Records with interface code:

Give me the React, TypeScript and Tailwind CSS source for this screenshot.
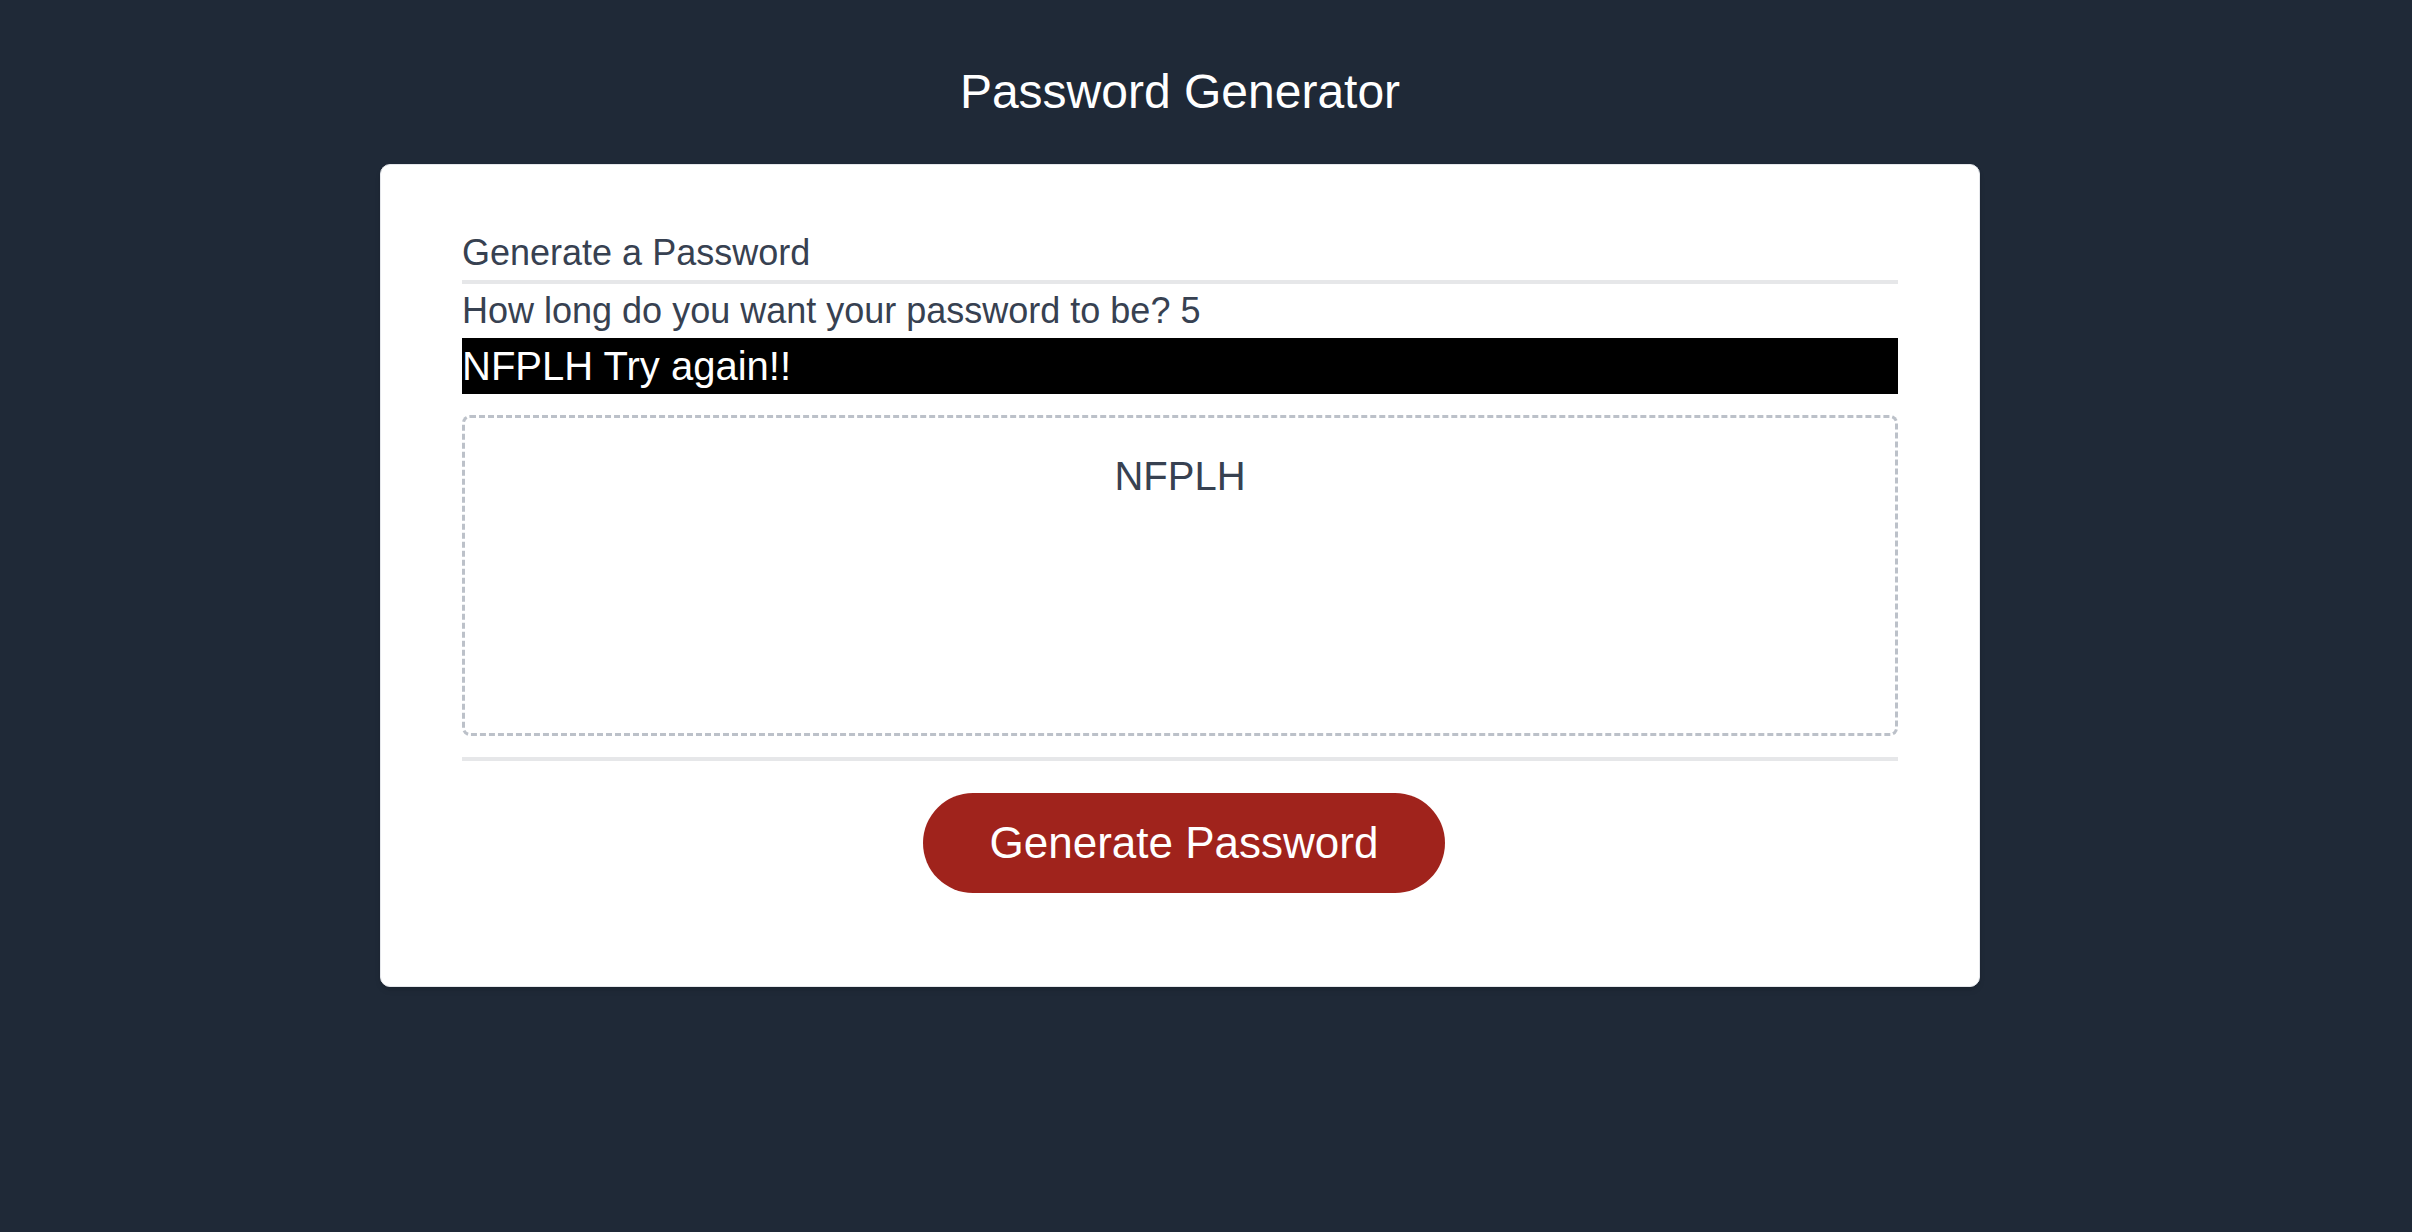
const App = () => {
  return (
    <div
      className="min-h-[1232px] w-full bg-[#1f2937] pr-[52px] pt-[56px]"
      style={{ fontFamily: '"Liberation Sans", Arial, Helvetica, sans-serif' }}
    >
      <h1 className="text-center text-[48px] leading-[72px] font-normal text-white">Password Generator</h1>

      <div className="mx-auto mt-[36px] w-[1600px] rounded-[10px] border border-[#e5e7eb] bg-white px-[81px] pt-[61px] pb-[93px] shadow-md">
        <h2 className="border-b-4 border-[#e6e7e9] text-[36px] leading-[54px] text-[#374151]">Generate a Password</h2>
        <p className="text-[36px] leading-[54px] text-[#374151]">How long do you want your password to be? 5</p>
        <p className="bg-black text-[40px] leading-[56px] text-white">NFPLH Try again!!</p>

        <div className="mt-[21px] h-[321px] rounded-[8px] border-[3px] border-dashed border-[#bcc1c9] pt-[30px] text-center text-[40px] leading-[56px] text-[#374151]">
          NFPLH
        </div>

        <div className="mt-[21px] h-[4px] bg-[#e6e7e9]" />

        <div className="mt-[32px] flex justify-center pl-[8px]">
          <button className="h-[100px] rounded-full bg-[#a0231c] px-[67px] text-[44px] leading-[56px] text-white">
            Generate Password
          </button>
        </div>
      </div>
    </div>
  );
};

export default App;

--

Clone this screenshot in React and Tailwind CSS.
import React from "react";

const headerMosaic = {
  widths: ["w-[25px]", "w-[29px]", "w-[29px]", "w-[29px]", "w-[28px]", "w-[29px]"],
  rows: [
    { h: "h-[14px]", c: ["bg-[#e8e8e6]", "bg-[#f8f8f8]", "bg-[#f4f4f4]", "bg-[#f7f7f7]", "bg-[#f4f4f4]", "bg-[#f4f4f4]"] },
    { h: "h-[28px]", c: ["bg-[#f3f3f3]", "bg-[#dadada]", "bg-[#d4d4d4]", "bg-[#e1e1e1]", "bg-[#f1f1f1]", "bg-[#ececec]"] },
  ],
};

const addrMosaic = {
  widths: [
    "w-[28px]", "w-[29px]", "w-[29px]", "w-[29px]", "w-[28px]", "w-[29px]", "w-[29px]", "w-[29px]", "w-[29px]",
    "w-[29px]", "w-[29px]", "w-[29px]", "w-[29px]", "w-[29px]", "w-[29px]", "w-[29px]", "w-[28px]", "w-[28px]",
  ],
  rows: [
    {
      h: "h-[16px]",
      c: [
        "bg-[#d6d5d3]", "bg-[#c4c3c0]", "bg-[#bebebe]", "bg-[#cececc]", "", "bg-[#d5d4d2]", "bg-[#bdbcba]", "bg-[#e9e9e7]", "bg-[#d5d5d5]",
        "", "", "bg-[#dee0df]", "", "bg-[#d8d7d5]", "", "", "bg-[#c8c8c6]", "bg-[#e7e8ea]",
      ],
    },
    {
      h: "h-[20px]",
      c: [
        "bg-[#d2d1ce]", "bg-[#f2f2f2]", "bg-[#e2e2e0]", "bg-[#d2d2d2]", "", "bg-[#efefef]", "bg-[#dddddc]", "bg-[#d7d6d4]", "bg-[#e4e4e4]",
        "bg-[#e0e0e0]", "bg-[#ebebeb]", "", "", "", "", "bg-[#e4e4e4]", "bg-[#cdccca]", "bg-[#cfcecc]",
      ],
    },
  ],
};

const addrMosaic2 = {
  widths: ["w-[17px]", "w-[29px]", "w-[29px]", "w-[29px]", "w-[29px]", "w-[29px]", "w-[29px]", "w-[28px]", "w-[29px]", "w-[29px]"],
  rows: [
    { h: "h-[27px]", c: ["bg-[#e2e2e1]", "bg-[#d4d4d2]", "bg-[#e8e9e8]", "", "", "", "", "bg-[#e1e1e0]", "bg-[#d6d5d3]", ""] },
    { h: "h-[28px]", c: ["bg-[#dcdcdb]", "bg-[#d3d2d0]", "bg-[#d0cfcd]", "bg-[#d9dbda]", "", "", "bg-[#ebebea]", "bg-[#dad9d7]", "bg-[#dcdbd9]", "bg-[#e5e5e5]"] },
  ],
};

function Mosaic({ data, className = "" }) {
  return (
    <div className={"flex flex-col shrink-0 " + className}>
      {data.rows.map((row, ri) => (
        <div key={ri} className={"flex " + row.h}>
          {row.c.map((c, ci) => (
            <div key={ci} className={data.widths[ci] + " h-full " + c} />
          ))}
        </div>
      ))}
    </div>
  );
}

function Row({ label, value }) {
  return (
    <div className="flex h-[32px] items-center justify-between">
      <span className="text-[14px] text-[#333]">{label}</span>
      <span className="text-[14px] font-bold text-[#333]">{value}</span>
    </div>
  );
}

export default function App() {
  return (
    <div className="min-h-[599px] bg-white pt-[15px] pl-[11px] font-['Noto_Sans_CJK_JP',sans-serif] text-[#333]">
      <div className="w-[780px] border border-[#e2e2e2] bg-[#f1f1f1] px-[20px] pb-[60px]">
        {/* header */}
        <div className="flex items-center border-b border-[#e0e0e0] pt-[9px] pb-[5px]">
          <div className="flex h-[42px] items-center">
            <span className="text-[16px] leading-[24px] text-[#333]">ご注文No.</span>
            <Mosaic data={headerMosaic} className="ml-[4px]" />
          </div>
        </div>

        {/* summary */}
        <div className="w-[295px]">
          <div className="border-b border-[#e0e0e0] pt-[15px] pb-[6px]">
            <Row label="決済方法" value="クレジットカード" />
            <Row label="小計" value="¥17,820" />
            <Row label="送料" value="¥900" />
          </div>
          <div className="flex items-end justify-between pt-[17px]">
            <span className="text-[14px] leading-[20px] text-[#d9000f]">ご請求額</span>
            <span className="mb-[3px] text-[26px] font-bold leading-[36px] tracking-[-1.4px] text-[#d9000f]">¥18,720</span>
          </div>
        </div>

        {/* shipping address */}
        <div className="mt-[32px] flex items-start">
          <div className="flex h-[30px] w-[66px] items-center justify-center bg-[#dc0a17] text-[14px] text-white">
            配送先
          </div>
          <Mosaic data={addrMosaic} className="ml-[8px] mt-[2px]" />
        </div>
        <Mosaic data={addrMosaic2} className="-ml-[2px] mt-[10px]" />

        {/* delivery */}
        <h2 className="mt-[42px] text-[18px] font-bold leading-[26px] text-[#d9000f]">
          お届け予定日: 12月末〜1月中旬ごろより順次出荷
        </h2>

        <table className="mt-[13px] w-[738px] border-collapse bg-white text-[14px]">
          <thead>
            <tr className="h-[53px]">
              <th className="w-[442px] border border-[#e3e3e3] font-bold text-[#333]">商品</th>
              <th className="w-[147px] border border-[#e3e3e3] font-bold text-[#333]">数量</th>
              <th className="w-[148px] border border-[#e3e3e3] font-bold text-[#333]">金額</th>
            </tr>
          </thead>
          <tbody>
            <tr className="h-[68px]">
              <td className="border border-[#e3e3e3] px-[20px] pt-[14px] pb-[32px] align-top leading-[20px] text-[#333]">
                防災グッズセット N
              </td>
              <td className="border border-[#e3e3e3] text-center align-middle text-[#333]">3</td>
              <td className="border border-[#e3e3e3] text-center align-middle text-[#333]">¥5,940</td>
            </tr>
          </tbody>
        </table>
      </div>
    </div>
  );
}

■ EXERCISE
Your task is to retype exactly the lines from the one containing "Give me the" through the one containing "text-[48px] leading-[72px] font-normal", leaving every picture out.

■ CORRECT RESPONSE
Give me the React, TypeScript and Tailwind CSS source for this screenshot.
const App = () => {
  return (
    <div
      className="min-h-[1232px] w-full bg-[#1f2937] pr-[52px] pt-[56px]"
      style={{ fontFamily: '"Liberation Sans", Arial, Helvetica, sans-serif' }}
    >
      <h1 className="text-center text-[48px] leading-[72px] font-normal text-white">Password Generator</h1>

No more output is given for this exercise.